Liberals want to continue the inadvertent tactic of promoting the idea that nothing changed on September 11, 2001. Those of us mind-numbed followers of Karl Rove understand that free societies on this planet can no longer play a game of cat-and-mouse with ruthless dictators, where serious consequences are warned... repeatedly... but nothing ever really happens. That is until the terrorists finally have the capability to attack us, then every liberal with communication skills wants to know why something wasn't.. done.. beforehand!

Mr. Friedman wrote that a study focused on America's 'strategic communications' discovered that, 'the United States today is without a working channel of communication to the world of Muslims and of Islam.' "No kidding," writes Friedman. "We are losing a public relations war in the Muslim world to people sawing the heads of other Muslims."

Of course, in the minds of elitist liberal columnists it never occurs to them that the problem may not reside within operational aspects of American intelligence or correspondence, but with organizations who have tried to thwart our every move specifically concerning our liberation of Iraq. Organizations such as: the United Nations, France, Germany, the Muslim world itself, Arab nations, or most indelibly, countless media outlets across the globe.

Friedman goes on to talk about the unrest left in the wake of the capture of Saddam and the death of Arafat and compares the two unruly societies to boiling pots. "The Bush team helped remove the lids off both these pots. But the first rule of cooking and warfare is: Never take the lid off a boiling pot unless you also have a strategy for turning down the heat. President Bush had a lid-removing strategy only. He has been improvising on the heat part ever since."

In the first place Friedman doesn't really know what strategy the administration has or doesn't have and secondly, he is doing nothing more than colorfully regurgitating the same mantra Kerry used on the campaign trail that the President 'had a plan to win the war, but not a plan to win the peace'. They also claim that there wasn't an 'exit strategy', why the President's been 'improvising' on that.

You see, sir, we surrounded the building, put the S.W.A.T. team in place, and have been in negotiations with the bank robbers to release the hostages... every part of our plan has worked to perfection.
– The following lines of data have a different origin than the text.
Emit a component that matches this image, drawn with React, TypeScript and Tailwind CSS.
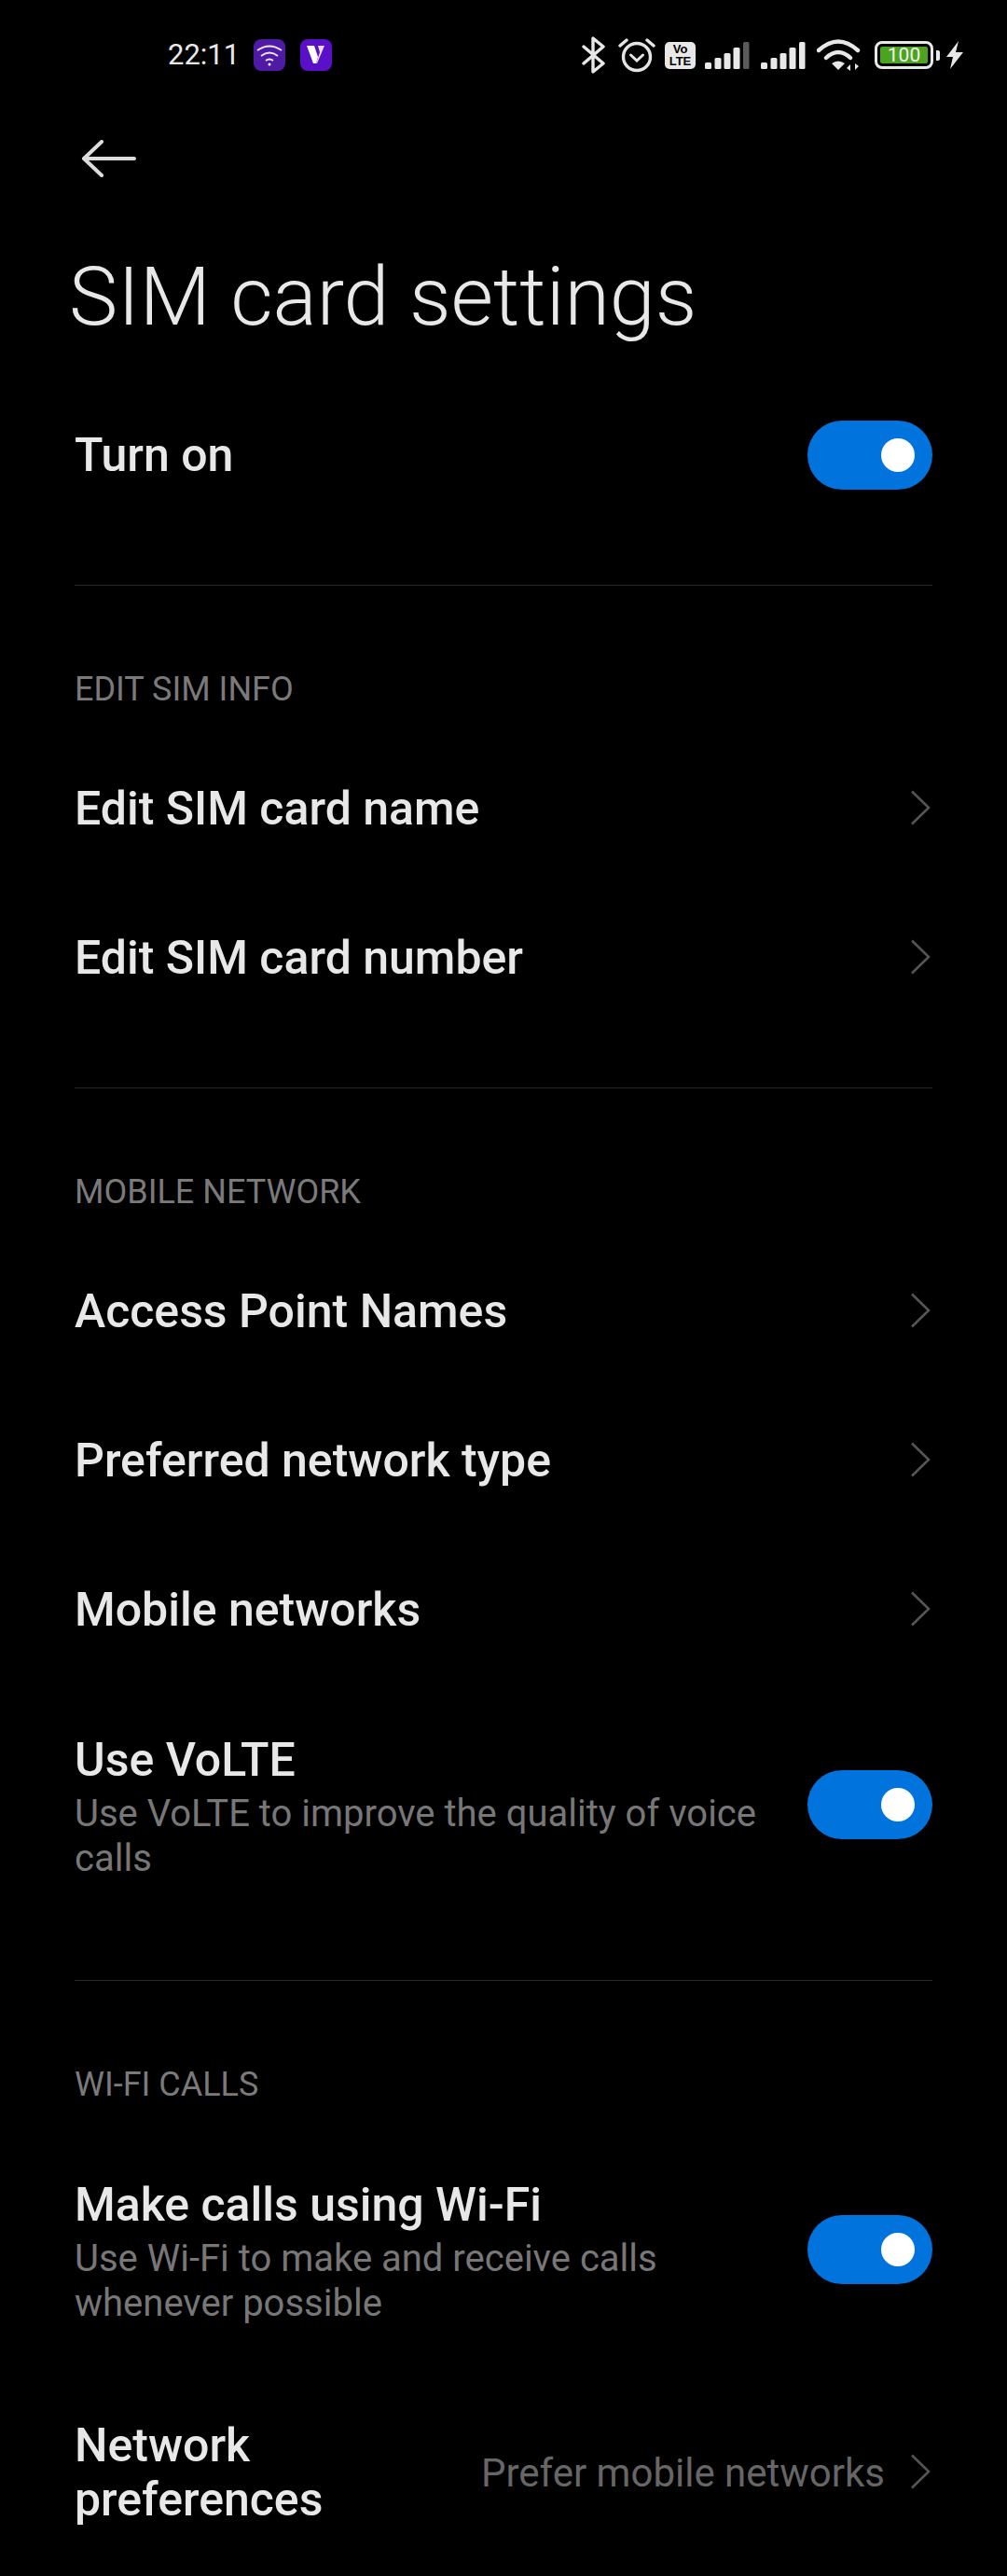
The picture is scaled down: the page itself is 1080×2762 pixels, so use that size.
import { ReactNode } from "react"

function Toggle() {
  return (
    <div className="flex h-[74px] w-[134px] shrink-0 items-center justify-end rounded-full bg-[#0073dd] pr-[19px]">
      <div className="h-[36px] w-[36px] rounded-full bg-white" />
    </div>
  )
}

function Chevron() {
  return (
    <svg width="22" height="38" viewBox="0 0 22 38" fill="none" className="mr-[2px] mb-[3px] shrink-0">
      <path d="M2 1.5 L20 19 L2 36.5" stroke="#555555" strokeWidth="2.6" />
    </svg>
  )
}

function Divider() {
  return <div className="mt-[59px] h-[1px] bg-[#242424]" />
}

function SectionLabel({ children }: { children: ReactNode }) {
  return (
    <div className="flex h-[159px] items-center pt-[62px] text-[36px] text-[#7a7a7a]">{children}</div>
  )
}

function LinkRow({ title }: { title: string }) {
  return (
    <div className="flex h-[160px] items-center justify-between">
      <div className="text-[50px] font-medium text-[#e8e8e8]">{title}</div>
      <Chevron />
    </div>
  )
}

function ToggleRow({ title, sub }: { title: string; sub: string }) {
  return (
    <div className="flex h-[258px] items-center justify-between">
      <div className="w-[740px]">
        <div className="text-[50px] leading-[68px] font-medium text-[#e8e8e8]">{title}</div>
        <div className="text-[40px] leading-[48px] text-[#777777]">{sub}</div>
      </div>
      <Toggle />
    </div>
  )
}

function Signal({ lastColor }: { lastColor: string }) {
  return (
    <svg width="48" height="30" viewBox="0 0 48 30">
      <rect x="0" y="23" width="7" height="7" rx="1.5" fill="#e8e8e8" />
      <rect x="10.5" y="18" width="7" height="12" rx="1.5" fill="#e8e8e8" />
      <rect x="20.5" y="13" width="7" height="17" rx="1.5" fill="#e8e8e8" />
      <rect x="30.5" y="7" width="7" height="23" rx="1.5" fill="#e8e8e8" />
      <rect x="41" y="1" width="6.5" height="29" rx="1.5" fill={lastColor} />
    </svg>
  )
}

function StatusBar() {
  return (
    <div className="flex h-[118px] items-center pl-[180px] pr-[46px]">
      <div className="text-[31px] text-[#e8e8e8]">22:11</div>
      {/* purple wifi app */}
      <svg width="34" height="34" viewBox="0 0 34 34" className="ml-[15px]">
        <rect width="34" height="34" rx="8" fill="#4f1aa6" />
        <path d="M4 12 Q17 3 30 12 M8 18 Q17 11 26 18 M13 23 Q17 20 21 23" stroke="#f0e8ff" strokeWidth="1.8" fill="none" />
        <circle cx="17" cy="27" r="1.5" fill="#f0e8ff" />
      </svg>
      {/* V app */}
      <svg width="34" height="34" viewBox="0 0 34 34" className="ml-[16px]">
        <rect width="34" height="34" rx="8" fill="#5a0fc8" />
        <path d="M7 7 H15 L19 19 L17 26 H14 Z" fill="#ffffff" />
        <path d="M19 7 H26 L18 26 H17 L21 14 Z" fill="#e6dcf8" />
      </svg>
      <div className="ml-auto flex items-center">
        {/* bluetooth */}
        <svg width="26" height="40" viewBox="0 0 26 40" fill="none">
          <path d="M2 11 L23 29 L12 38 V2 L23 11 L2 29" stroke="#e8e8e8" strokeWidth="3.4" strokeLinejoin="round" strokeLinecap="round" />
        </svg>
        {/* alarm */}
        <svg width="40" height="38" viewBox="0 0 40 38" fill="none" className="ml-[13px]">
          <circle cx="20" cy="21" r="14.5" stroke="#e4e4e4" strokeWidth="3.4" />
          <path d="M13.5 19 L20 25 L26.5 19" stroke="#e4e4e4" strokeWidth="3" strokeLinecap="round" />
          <path d="M2 9 L9 3 M31 3 L38 9" stroke="#e4e4e4" strokeWidth="3.4" strokeLinecap="round" />
        </svg>
        {/* volte badge */}
        <div className="ml-[10px] flex h-[29px] w-[33px] flex-col items-center justify-center rounded-[5px] bg-[#e8e8e8] font-['Liberation_Sans',sans-serif] text-[13px] leading-[13px] font-bold text-black">
          <span>Vo</span>
          <span>LTE</span>
        </div>
        <div className="ml-[10px]">
          <Signal lastColor="#5a5a5a" />
        </div>
        <div className="ml-[12px]">
          <Signal lastColor="#e8e8e8" />
        </div>
        {/* wifi */}
        <svg width="48" height="36" viewBox="0 0 48 36" fill="none" className="ml-[12px]">
          <path d="M2 13 Q23 -6 44 13 M10 21 Q23 9 36 21" stroke="#e8e8e8" strokeWidth="4.4" strokeLinecap="round" />
          <path d="M16 27 Q23 22 30 27 L23 34 Z" fill="#e8e8e8" />
          <path d="M36 35 V28 L32 32 Z M41 27 V34 L45 30 Z" fill="#e8e8e8" />
        </svg>
        {/* battery */}
        <div className="ml-[14px] flex h-[30px] w-[63px] items-center rounded-[8px] border-[3px] border-[#e8e8e8] p-[3px]">
          <div className="flex h-full w-full items-center justify-center rounded-[2px] bg-[#4ca31f] text-[21px] leading-none text-[#f0f0f0]">
            100
          </div>
        </div>
        <div className="ml-[3px] h-[11px] w-[4px] rounded-r-[2px] bg-[#e8e8e8]" />
        {/* charging bolt */}
        <svg width="20" height="30" viewBox="0 0 20 30" className="ml-[6px]">
          <path d="M14 0 L1 17 H8 L5 30 L19 12 H11 Z" fill="#e8e8e8" />
        </svg>
      </div>
    </div>
  )
}

export default function App() {
  return (
    <div className="h-[2762px] overflow-hidden bg-black font-['Roboto',sans-serif]">
      <StatusBar />

      {/* Back arrow */}
      <div className="flex h-[104px] items-center pl-[87px]">
        <svg width="60" height="40" viewBox="0 0 60 40" fill="none">
          <path d="M57 20 H3 M22 2 L3 20 L22 38" stroke="#dcdcdc" strokeWidth="4" strokeLinecap="round" strokeLinejoin="round" />
        </svg>
      </div>

      {/* Title */}
      <div className="flex h-[186px] items-center pt-[6px] pl-[74px] text-[88px] font-light text-[#e8e8e8]">
        SIM card settings
      </div>

      <div className="mr-[80px] ml-[80px]">
        <div className="flex h-[160px] items-center justify-between">
          <div className="text-[50px] font-medium text-[#e8e8e8]">Turn on</div>
          <Toggle />
        </div>
        <Divider />

        <SectionLabel>EDIT SIM INFO</SectionLabel>
        <LinkRow title="Edit SIM card name" />
        <LinkRow title="Edit SIM card number" />
        <Divider />

        <SectionLabel>MOBILE NETWORK</SectionLabel>
        <LinkRow title="Access Point Names" />
        <LinkRow title="Preferred network type" />
        <LinkRow title="Mobile networks" />
        <ToggleRow title="Use VoLTE" sub="Use VoLTE to improve the quality of voice calls" />
        <Divider />

        <SectionLabel>WI-FI CALLS</SectionLabel>
        <ToggleRow title="Make calls using Wi-Fi" sub="Use Wi-Fi to make and receive calls whenever possible" />

        <div className="flex h-[220px] items-center justify-between">
          <div className="w-[340px] text-[50px] leading-[58px] font-medium text-[#e8e8e8]">Network preferences</div>
          <div className="flex items-center gap-[27px]">
            <div className="text-[42px] text-[#666666]">Prefer mobile networks</div>
            <Chevron />
          </div>
        </div>
      </div>
    </div>
  )
}
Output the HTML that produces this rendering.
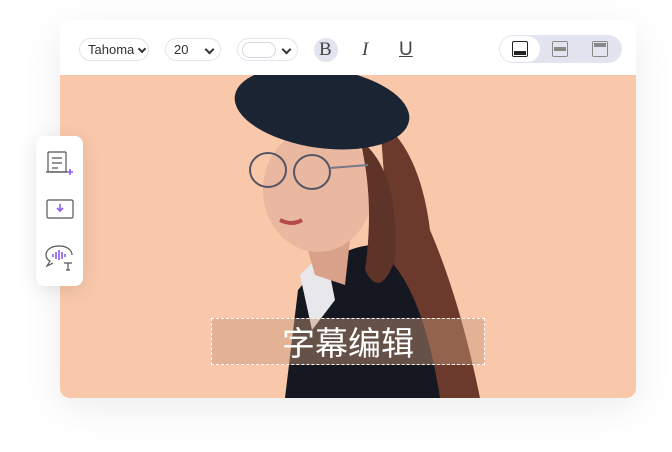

But there is one little contingency.... We weren't expecting the robbers to strap bombs to themselves or get help from other robbers to attack us. So what do we do now?

Improvise officer!

What liberal columnists like Friedman fail to realize... accept... understand, be it because of ideological, philosophical, or just simply mendacious reasons, is that using his analogy, sometimes leaders reach a point where they have to decide whether or not they have the fortitude to take the lid off the pot that is boiling even if they don't initially know how to reduce the heat underneath it.

You can create a multitude of 'strategies' in theory to reduce or turn off the heat, but it is only once you deal with the situation first hand that the true remedy to the problem materializes.

While self-aggrandizing pundits continue to 'analyze' the situation in the Middle East, specifically Iraq, they always refer to the problems that exist, 'strategies' that may or may not have been devised beforehand, and critiques of every decision that transpires along the way without ever putting themselves into positions where they could do anything substantive to rectify the problems they find to complain about.

Then they get defensively angry when it is pointed out to them that as they reference what has already transpired, the reality of their arguments always lead to the same conclusion. If President Bush and the 'Neo-Cons' hadn't taken the lid off the boiling pot that is Iraq as an attempt to do something about the problem, the pot would still be boiling!

Which is better, a chance for democracy and freedom in Iraq even if you have to find a way to reduce the heat afterwards, or the status-quo that existed before where the lid of Saddam Hussein would still cover the boiling cauldron as evidenced by their own rhetoric?